One of the most fascinating aspects of visiting Tibet was seeing the clash of old versus new in what Tibetans wore and what houses they lived in. In a Tibetan family it seems that grandmothers and sometimes also mothers are still wearing traditional clothing, while daughters wear western style clothing. The men’s traditional costumes seem less conspicuous, and young men, too wear clothes you would see anywhere else.

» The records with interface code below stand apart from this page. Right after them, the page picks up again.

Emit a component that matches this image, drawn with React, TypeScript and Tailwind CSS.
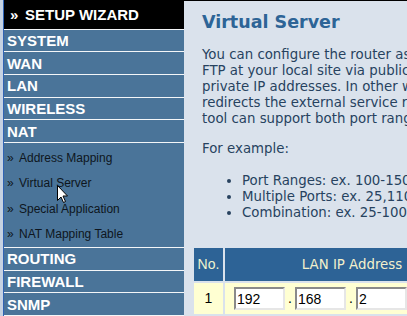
const menuTop = ['SYSTEM', 'WAN', 'LAN', 'WIRELESS', 'NAT'];
const menuBottom = ['ROUTING', 'FIREWALL', 'SNMP'];
const natItems = ['Address Mapping', 'Virtual Server', 'Special Application', 'NAT Mapping Table'];

const intro = [
  'You can configure the router as a Virtual Server allowing remote users to access services such as Web or',
  'FTP at your local site via public IP addresses that can be automatically redirected to local servers configured with',
  'private IP addresses. In other words, depending on the requested service (TCP/UDP port number), the router',
  'redirects the external service request to the appropriate server (located at another internal IP address). This',
  'tool can support both port ranges, multiple ports, and combinations of the two.',
];

const examples = [
  'Port Ranges: ex. 100-150',
  'Multiple Ports: ex. 25,110,80',
  'Combination: ex. 25-100,80',
];

function MenuHeading({ label }: { label: string }) {
  return (
    <div className="flex h-[23px] items-center border-b border-[#f4f6f8] pl-[3px] text-[15px] font-bold leading-none text-white">
      {label}
    </div>
  );
}

function IpBox({ value }: { value: string }) {
  return (
    <div className="flex h-[23px] w-[51px] items-center border-2 border-t-[#8a8a8a] border-l-[#8a8a8a] border-r-[#e6e6e6] border-b-[#e6e6e6] bg-white pl-[1px] text-[14px] leading-none text-black">
      {value}
    </div>
  );
}

function Cursor() {
  return (
    <svg className="absolute left-[57px] top-[185px]" width="12" height="19" viewBox="0 0 12 19">
      <path
        d="M0.5 0.5 L0.5 15.5 L4 12 L6.5 17.5 L8.5 16.5 L6 11 L10.5 11 Z"
        fill="white"
        stroke="black"
        strokeWidth="1"
      />
    </svg>
  );
}

export default function App() {
  return (
    <div className="relative flex h-[316px] w-[407px] overflow-hidden bg-[#dae2ec]">
      <div className="w-[3px] shrink-0 bg-[#c5d2e2]" />
      <nav className="flex w-[181px] shrink-0 flex-col border-l border-[#2f63b5] bg-[#4a7499] font-['Liberation_Sans',Arial,sans-serif]">
        <div className="flex h-[30px] items-center border-b border-[#f4f6f8] bg-black pl-[6px] text-[15px] font-bold leading-none text-white">
          <span className="w-[15px]">»</span>
          SETUP WIZARD
        </div>
        {menuTop.map((m) => (
          <MenuHeading key={m} label={m} />
        ))}
        <div className="flex h-[105px] flex-col border-b border-[#f4f6f8] pt-[2px]">
          {natItems.map((item) => (
            <div key={item} className="flex h-[26px] items-center pl-[3px] text-[12px] leading-none text-[#0e1620]">
              <span className="w-[12px]">»</span>
              {item}
            </div>
          ))}
        </div>
        {menuBottom.map((m) => (
          <MenuHeading key={m} label={m} />
        ))}
      </nav>

      <main className="flex-1 border-t border-black font-['DejaVu_Sans',Verdana,sans-serif]">
        <div className="pl-[18px] pt-[11px]">
          <h1 className="whitespace-nowrap text-[17.5px] font-bold leading-[20px] text-[#2d6496]">Virtual Server</h1>
          <div className="mt-[15px] text-[13.33px] leading-[16px] text-[#27425f]">
            {intro.map((line) => (
              <div key={line} className="whitespace-nowrap">
                {line}
              </div>
            ))}
            <div className="mt-[14px]">For example:</div>
            <ul className="mt-[16px] list-disc pl-10">
              {examples.map((e) => (
                <li key={e} className="whitespace-nowrap">
                  {e}
                </li>
              ))}
            </ul>
          </div>
        </div>

        <div className="ml-[10px] mt-[27px] flex w-[400px] flex-col gap-[2px]">
          <div className="flex h-[33px] gap-[2px]">
            <div className="flex w-[29px] items-center justify-center bg-[#2d6396] font-['Liberation_Sans',Arial,sans-serif] text-[14px] text-[#eef4cf]">
              No.
            </div>
            <div className="flex w-[254px] items-center justify-center bg-[#2d6396] text-[13.33px] text-[#f3f0cc]">
              LAN IP Address
            </div>
          </div>
          <div className="flex h-[31px] gap-[2px] font-['Liberation_Sans',Arial,sans-serif]">
            <div className="flex w-[29px] items-center justify-center bg-[#ffffd2] text-[14px] text-black">1</div>
            <div className="flex w-[254px] items-center bg-[#ffffd2] pl-[9px] text-[14px] text-black">
              <IpBox value="192" />
              <span className="w-[10px] text-center">.</span>
              <IpBox value="168" />
              <span className="w-[10px] text-center">.</span>
              <IpBox value="2" />
            </div>
          </div>
          <div className="flex h-[31px] gap-[2px]">
            <div className="w-[29px] bg-[#ffffd2]" />
            <div className="w-[254px] bg-[#ffffd2]" />
          </div>
        </div>
      </main>
      <Cursor />
    </div>
  );
}
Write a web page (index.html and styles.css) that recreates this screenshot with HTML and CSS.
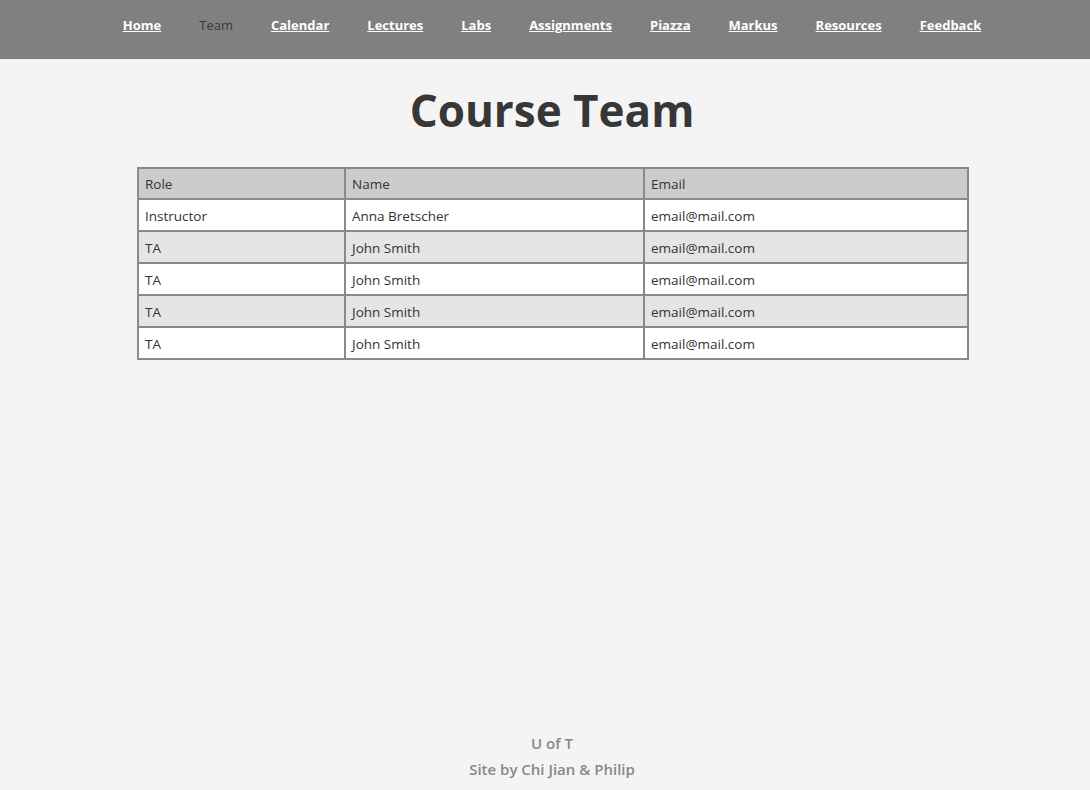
FILE: index.html
```html
<!DOCTYPE html>
<html lang="en">
<head>
<meta charset="utf-8">
<title>Course Team</title>
<link rel="stylesheet" href="styles.css">
</head>
<body>
<nav class="topnav">
  <ul class="navlist">
    <li><a href="#">Home</a></li>
    <li><span class="current">Team</span></li>
    <li><a href="#">Calendar</a></li>
    <li><a href="#">Lectures</a></li>
    <li><a href="#">Labs</a></li>
    <li><a href="#">Assignments</a></li>
    <li><a href="#">Piazza</a></li>
    <li><a href="#">Markus</a></li>
    <li><a href="#">Resources</a></li>
    <li><a href="#">Feedback</a></li>
  </ul>
</nav>
<main class="content">
  <h1 class="title">Course Team</h1>
  <table class="team">
    <thead>
      <tr><th class="c-role">Role</th><th class="c-name">Name</th><th>Email</th></tr>
    </thead>
    <tbody>
      <tr><td>Instructor</td><td>Anna Bretscher</td><td>email@mail.com</td></tr>
      <tr><td>TA</td><td>John Smith</td><td>email@mail.com</td></tr>
      <tr><td>TA</td><td>John Smith</td><td>email@mail.com</td></tr>
      <tr><td>TA</td><td>John Smith</td><td>email@mail.com</td></tr>
      <tr><td>TA</td><td>John Smith</td><td>email@mail.com</td></tr>
    </tbody>
  </table>
</main>
<footer class="footer">
  <p>U of T</p>
  <p>Site by Chi Jian &amp; Philip</p>
</footer>
</body>
</html>
```

FILE: styles.css
```css
html, body {
  margin: 0;
  padding: 0;
}
body {
  background: #f4f4f4;
  font-family: "Open Sans", "Noto Sans", sans-serif;
  color: #333;
  min-height: 100vh;
  display: flex;
  flex-direction: column;
}
.topnav {
  background: #808080;
  height: 59px;
  box-sizing: border-box;
  padding-top: 15px;
  border-bottom: 1px solid #7a7a7a;
}
.navlist {
  list-style: none;
  margin: 0;
  padding: 0 0 0 14px;
  display: flex;
  justify-content: center;
  gap: 38px;
  font-size: 13px;
  line-height: 20px;
}
.navlist a {
  color: #fff;
  font-weight: 700;
  text-decoration: underline;
}
.navlist .current {
  color: #3a3a3a;
}
.content {
  flex: 1;
  padding-left: 14px;
  display: flex;
  flex-direction: column;
  align-items: center;
}
.title {
  margin: 21px 0 0;
  font-size: 44px;
  line-height: 60px;
  font-weight: 700;
  color: #373737;
}
.team {
  margin: 27px 0 0 2px;
  width: 832px;
  border-collapse: collapse;
  border: 2px solid #8a8a8a;
  font-size: 13.5px;
}
.team th, .team td {
  border: 2px solid #8a8a8a;
  text-align: left;
  font-weight: 400;
  padding: 1px 6px 0;
  height: 29px;
  color: #333;
}
.team th { background: #cccccc; height: 28px; }
.team .c-role { width: 193px; }
.team .c-name { width: 285px; }
.team tbody tr:nth-child(odd) td { background: #ffffff; }
.team tbody tr:nth-child(even) td { background: #e5e5e5; }
.footer {
  padding: 0 0 8px 14px;
  text-align: center;
  color: #888;
  font-size: 15px;
  font-weight: 600;
}
.footer p {
  margin: 0;
  line-height: 26px;
}
```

In Lhasa, and in some of the larger other villages I’ve seen, there tends to be an old (& Tibetan) section and a new (& Chinese) part of town, which usually holds larger commercial shops and the manufacturing plants. As part of their policy of tightening their control on Tibet, the central Chinese government has been relocating many Han – Chinese into the area, often by paying bonuses or giving incentives such as free housing or education to outpopulate the Tibetan population with their own. Of the Tibetan section in Lhasa, every year a few blocks disappear to be replaced by specimens of this oh-so wonderful modern Chinese architecture: grey, square and plain ugly.
Obviously, in urban areas such as Lhasa, the Han – invasion is easier to spot than in smaller rural villages. Still, it seems that Tibetan culture is deliberately put under siege and may soon go away. So, if you want to see living Tibetan culture for yourself – go now while it’s still there. As the older generations pass away, so will a lot of this culture.